Açlık grevindeki siyasi tutsak cezaevindeki baskıları anlattı

İzmir 1 Nolu Kırıklar Hapishanesi'nde 93 gündür süresiz-dönüşümsüz açlık grevi eyleminde olan siyasi tutsak Abdullah Oral, ailesiyle yaptığı telefon görüşmesi sırasında hapishane idaresinin yaptığı baskıları anlattı.

Kürt Halk Önderi Abdullah Öcalan üzerindeki tecridin kaldırılması talebiyle dünyanın dört bir yanında ve cezaevlerinde binlerce kişi süresiz-dönüşümsüz açlık grevi eyleminde bulunuyor.

Türk cezaevlerindeki grevler yüzlerce tutsak için açlık grevi 100 günü geride bırakırken, binlercesi de 1 Mart’tan itibaren süresiz-dönüşümsüz açlık grevine dahil oldu.

İnsanlık dışı koşullarda tutulan tutsakların sağlık durumları gittikçe kötüleşirken, açlık grevlerine son vermeleri için de baskılara maruz kalıyorlar.

Bununla birlikte tutsaklar, aileleri ile yaptıkları görüşmelerde moral ve motivasyonlarının yüksek olduğuna dikkat çekiyorlar.

Bunlar arasındaki Mardin/Kızıltepe doğumlu Abdullah Oral 1999 yılından beri tutsak.

Müebbet hapis cezasına çarptırılan Oral, şu an İzmir 1 Nolu Kırıklar Hapishanesi'nde tutuluyor.

28 Mart itibariyle 93 gündür süresiz-dönüşümsüz açlık grevi eyleminde olan Oral, ailesiyle yaptığı telefon görüşmesi sırasında eylemlerinde kararlı olduklarını ve büyük bir moral ile devam edeceklerini iletti.

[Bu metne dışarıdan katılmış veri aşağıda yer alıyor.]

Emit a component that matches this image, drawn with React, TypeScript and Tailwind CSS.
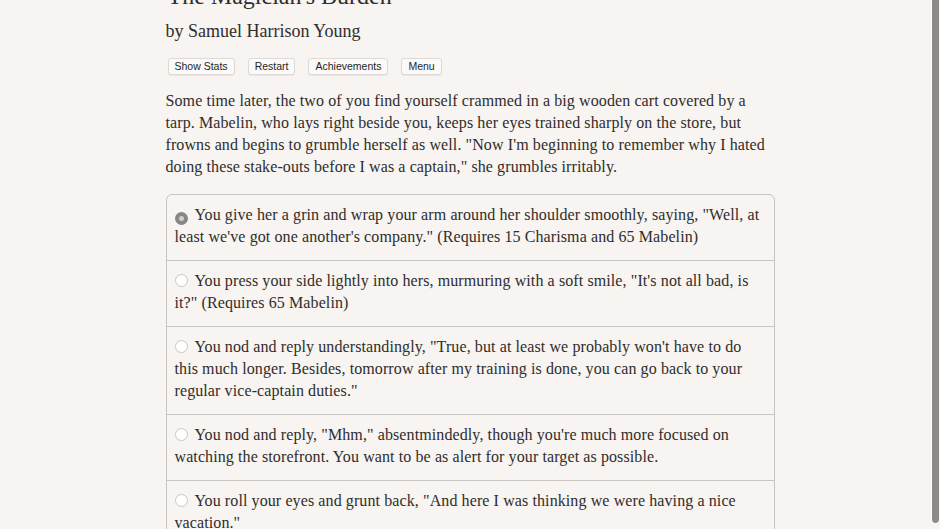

Ailesinin verdiği bilgilere göre sağlık durumlarının takip edildiğini belirten tutsak Oral, hapishane idaresinin kendileriyle yaptığı görüşmelerde grevi bırakmaları yönünde baskı yaptığını kaydetti.

Bir arkadaşlarının böbreklerinin işlevi yitirdiğine de dikkat çeken Oral, baskıya geçit vermediklerini, eylemlerini sonuna kadar sürdüreceklerini belirtti.

Direnişin milyonları etkilediğinin farkında olduklarını söyleyen Oral, "Leyla Güven, Nasır, İmam, Dilek, Yusuf ve Fadile arkadaşların şahsında tecridin kırılması talebimiz milyonlara ulaştı. Halkımızın bu konuda elinden geleni yaptığına inanıyoruz. Bundan hiçbir kuşkumuz yok” dedi.

KÜRDİSTAN VAR, ÖZGÜRLEŞTİRECEĞİZ!

Oral şunları ekledi: “Biz de amacımıza ulaşana kadar bu yoldan dönmeyeceğiz. Amed halkının da Leyla Güven'e sahip çıkması gerekiyor. Hep birlikte 'Kürdistan yoktur' diyen diktatöre cevap vermemiz gerekiyor. Biz de 'Tecrit var ve onu kıracağız. Faşizm var, onu yıkacağız. Kürdistan var, onu özgürleştireceğiz' diyoruz. Bakın Rojava'dan müjdeli haberler geliyor. Biz QSD'nin Cizre Fırtınası Hamlesi'ne başarılar diliyoruz. Onların Baxoz'daki başarılarını selamlıyoruz. Bu başarıyı da QSD şahsında Önder Apo ve halkımıza kutlu olsun.”

CEZAEVİ İDARESİNİN BASKILARI

Bulundukları hapishanenin idaresinin uygulamalarını anlatan tutsak Oral, şu bilgileri verdi: "Biz açlık grevi eylemine başladığımız ilk günlerde televizyonlarımıza ve radyolarımıza el konuldu. Özgür basının yayınlarını alamıyoruz, vermiyorlar. Amaçları halkımız ile aramızdaki bağı koparmaktır. Yine hücre cezaları, aile ve telefon görüşü yasakları getiriyorlar. Ama biz 14 Temmuz ruhu ile direniyoruz. Halkımızı ve Hareketimizi de bu noktada takip ediyoruz. Apocu ruh ile hepinizi selamlıyoruz."